The executor seeks a determination of the surviving spouse’s right of election against testator’s will. The testator bequeathed 25% of his estate to two sisters, and gave the residuary estate in trust. From the income and principal of the latter, he gave his wife $200 monthly for life; authorized principal invasions of $500 yearly for emergencies; and upon his wife’s death, a division of the remaining corpus was to be made equally among three named persons or the survivors. In addition, all of testator’s jewelry, clothing, household and personal effects were bequeathed to the widow.
To qualify for a trust sufficient to satisfy the statute, the surviving spouse must have the right to the use of her particular share of the trust, and the fact that monthly sums are payable to the widow as charges upon both income and principal is not sufficient fully to avoid the widow’s right of election under section 18 (subd. 1, par. [g]) of the Decedent Estate Law (Matter of Schwartzkopf, 205 Misc. 985; Matter of Gersh, 14 Misc 2d 1007).
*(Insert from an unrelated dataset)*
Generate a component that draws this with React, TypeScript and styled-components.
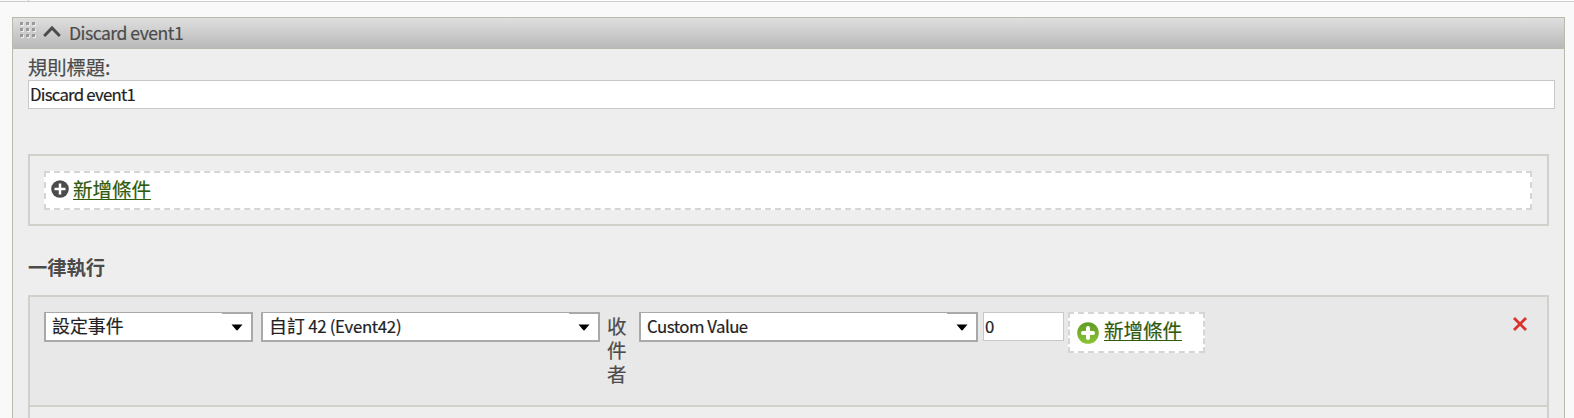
import React from "react";
import styled, { createGlobalStyle } from "styled-components";

const Global = createGlobalStyle`
  * { box-sizing: border-box; }
  html, body { margin: 0; height: 418px; overflow: hidden; background: #f9f9f9; }
  body { font-family: "Noto Sans CJK TC", sans-serif; color: #4b4b4b; -webkit-text-stroke: 0.2px; }
`;
const Page = styled.div`
  height: 418px;
  overflow: hidden;
`;
const TopStrip = styled.div`
  height: 2px;
  border-bottom: 1px solid #ccc;
  display: flex;
  &::before { content: ""; width: 28px; border-right: 1px solid #ccc; background: #f9f9f9; }
  background: #fff;
`;
const Panel = styled.section`
  margin: 15px 9px 0 12px;
  height: 440px;
  border: 1px solid #b9baae;
  background: #eee;
`;
const Header = styled.header`
  height: 31px;
  display: flex;
  align-items: flex-start;
  border-bottom: 1px solid #b9baae;
  background: linear-gradient(#dfdfdf, #b9b9b9);
`;
const Grip = styled.svg`
  margin: 4px 0 0 7px;
`;
const Chevron = styled.svg`
  margin: 7px 0 0 6px;
`;
const Title = styled.span`
  margin-left: 8px;
  font-size: 17.6px;
  letter-spacing: -0.5px;
  line-height: 30px;
  white-space: nowrap;
`;
const Body = styled.div`
  padding: 5px 9px 0 15px;
`;
const Label = styled.label`
  display: block;
  height: 26px;
  line-height: 26px;
  font-size: 19.3px;
`;
const TextInput = styled.input<{ $w: string }>`
  display: block;
  width: ${(p) => p.$w};
  height: 29px;
  padding: 0 1px 1px;
  border: 1px solid #c8c8c8;
  border-radius: 0;
  background: #fff;
  font: 16.8px "Noto Sans CJK TC", sans-serif;
  letter-spacing: -0.75px;
  color: #222;
  outline: none;
`;
const Conditions = styled.div`
  height: 72px;
  margin: 45px 6px 0 0;
  padding: 15px 15px 0 14px;
  border: 2px solid #d1d1cb;
`;
const DropZone = styled.div<{ $w?: number; $h: number; $left: number }>`
  display: flex;
  align-items: flex-start;
  width: ${(p) => (p.$w ? `${p.$w}px` : "auto")};
  height: ${(p) => p.$h}px;
  padding-left: ${(p) => p.$left}px;
  border: 2px dashed #d5d5d5;
  background: #fff;
`;
const AddLink = styled.a<{ $left: number }>`
  margin-left: ${(p) => p.$left}px;
  margin-top: 2px;
  height: 25px;
  font-size: 19.5px;
  line-height: 27px;
  color: #2f5b0c;
  white-space: nowrap;
  text-decoration: underline;
  text-decoration-thickness: 1px;
  text-underline-offset: 2px;
  text-decoration-skip-ink: none;
`;
const PlusIcon = styled.svg<{ $top: number }>`
  margin-top: ${(p) => p.$top}px;
  flex: none;
`;
const Heading = styled.h3`
  margin: 27px 0 14px;
  height: 28px;
  line-height: 28px;
  font-size: 19.3px;
  font-weight: 700;
  -webkit-text-stroke: 0;
`;
const Actions = styled.div`
  margin-right: 6px;
  height: 200px;
  border: 2px solid #d1d1cb;
`;
const ActionRow = styled.div`
  display: flex;
  align-items: flex-start;
  height: 110px;
  padding: 15px 0 0 14px;
  border-bottom: 2px solid #d1d1cb;
  background: #e8e8e8;
`;
const Select = styled.div<{ $w: number }>`
  display: flex;
  justify-content: space-between;
  width: ${(p) => p.$w}px;
  height: 30px;
  padding: 0 8px 0 6px;
  margin-right: 8px;
  border: 2px solid #a9a9a9;
  border-top-width: 1px;
  background: linear-gradient(#a9a9a9, #a9a9a9) right top / 29px 1px no-repeat #fff;
  background-origin: padding-box;
  font-size: 17.9px;
  line-height: 25px;
  color: #222;
  white-space: nowrap;
`;
const Latin = styled.span<{ $tracking: number }>`
  font-size: 16.8px;
  letter-spacing: ${(p) => p.$tracking}px;
`;
const Arrow = styled.svg`
  margin-top: 11px;
`;
const Recipient = styled.div`
  width: 20px;
  margin: 2px 12px 0 -1px;
  font-size: 19.5px;
  line-height: 24px;
  word-break: break-all;
`;
const ValueWrap = styled.div`
  margin: 0 4px 0 -3px;
`;
const Remove = styled.svg`
  margin: 4px 19px 0 auto;
`;

const Picker = ({ children, width }: { children: React.ReactNode; width: number }) => (
  <Select $w={width}>
    <span>{children}</span>
    <Arrow width="12" height="7" viewBox="0 0 12 7">
      <path d="M.5.5h11L7 5.800Q6 7 5 5.800Z" fill="#000" />
    </Arrow>
  </Select>
);

export default function App() {
  return (
    <Page>
      <Global />
      <TopStrip />
      <Panel>
        <Header>
          <Grip width="17" height="18" viewBox="0 0 17 18">
            {[0, 6, 12].flatMap((x) =>
              [0, 6, 12].map((y) => (
                <g key={`${x}-${y}`}>
                  <rect x={x + 1} y={y + 1} width="3" height="3" fill="#eee" />
                  <rect x={x} y={y} width="3" height="3" fill="#999" />
                </g>
              ))
            )}
          </Grip>
          <Chevron width="18" height="13" viewBox="0 0 18 13">
            <path d="M1.2 11 9 3l7.800 8" fill="none" stroke="#4b4b4b" strokeWidth="3" />
          </Chevron>
          <Title>Discard event1</Title>
        </Header>
        <Body>
          <Label>規則標題:</Label>
          <TextInput $w="1527px" defaultValue="Discard event1" />
          <Conditions>
            <DropZone $h={39} $left={5}>
              <PlusIcon $top={7} width="18" height="18" viewBox="0 0 18 18">
                <circle cx="9" cy="9" r="8.8" fill="#4b4b4b" />
                <path d="M9 3.500v11M3.500 9h11" stroke="#fff" strokeWidth="2.500" />
              </PlusIcon>
              <AddLink $left={4}>新增條件</AddLink>
            </DropZone>
          </Conditions>
          <Heading>一律執行</Heading>
          <Actions>
            <ActionRow>
              <Picker width={209}>設定事件</Picker>
              <Picker width={339}>
                自訂<Latin $tracking={-0.3}> 42 (Event42)</Latin>
              </Picker>
              <Recipient>收件者</Recipient>
              <Picker width={339}>
                <Latin $tracking={-0.5}>Custom Value</Latin>
              </Picker>
              <ValueWrap>
                <TextInput $w="81px" defaultValue="0" />
              </ValueWrap>
              <DropZone $w={137} $h={41} $left={7}>
                <PlusIcon $top={8} width="22" height="22" viewBox="0 0 22 22">
                  <defs>
                    <linearGradient id="leaf" x1="0" y1="0" x2="0" y2="1">
                      <stop offset="0" stopColor="#5f9a24" />
                      <stop offset="1" stopColor="#8cc437" />
                    </linearGradient>
                  </defs>
                  <circle cx="11" cy="11" r="10.800" fill="url(#leaf)" />
                  <path d="M11 6v10M6 11h10" stroke="#fff" strokeWidth="4" strokeLinecap="round" />
                </PlusIcon>
                <AddLink $left={5}>新增條件</AddLink>
              </DropZone>
              <Remove width="16" height="16" viewBox="0 0 16 16">
                <path d="m2 2 12 12M14 2 2 14" stroke="#d8332b" strokeWidth="2.800" />
              </Remove>
            </ActionRow>
          </Actions>
        </Body>
      </Panel>
    </Page>
  );
}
As she was not given the right to income produced under the trust sufficient in value to meet the statute, the court determines that the widow has an absolute right to elect to take against the will. The widow will be entitled under her election to a one-half share of the net estate as defined under paragraph (a) of subdivision 1 of section 18 of the Decedent Estate Law.
*105The bequest to the widow under paragraph “ Second ” of the will of jewelry, clothing, household and personal effects come within the definition of exempt property under the provisions of section 200 of the Surrogate’s Court Act and should be excluded in computing the widow’s share (Matter of Miles, 131 N. Y. S. 2d 328). The annuity granted to the widow is capable of valuation based upon her life expectancy (Rules Civ. Prac., rule 30). The value thereof shall be applied in partial satisfaction of the widow’s intestate share, and the balance due the widow under her election shall be paid from the general legacies which proportionately shall make up the difference of said intestate share (Matter of Curley, 160 Misc. 844) as there is no testamentary intent with respect to the source of payment of the intestate share (Matter of Goldsmith, 175 Misc. 757, 761).
The widow’s trust having been frustrated by her election, and there being no basis for assuming that the testator intended to have the fund tied up (Matter of Giddings, 198 Misc. 536, 539), and the remainder being vested in the named remaindermen, the court determines that such remainder is accelerated. Submit decree.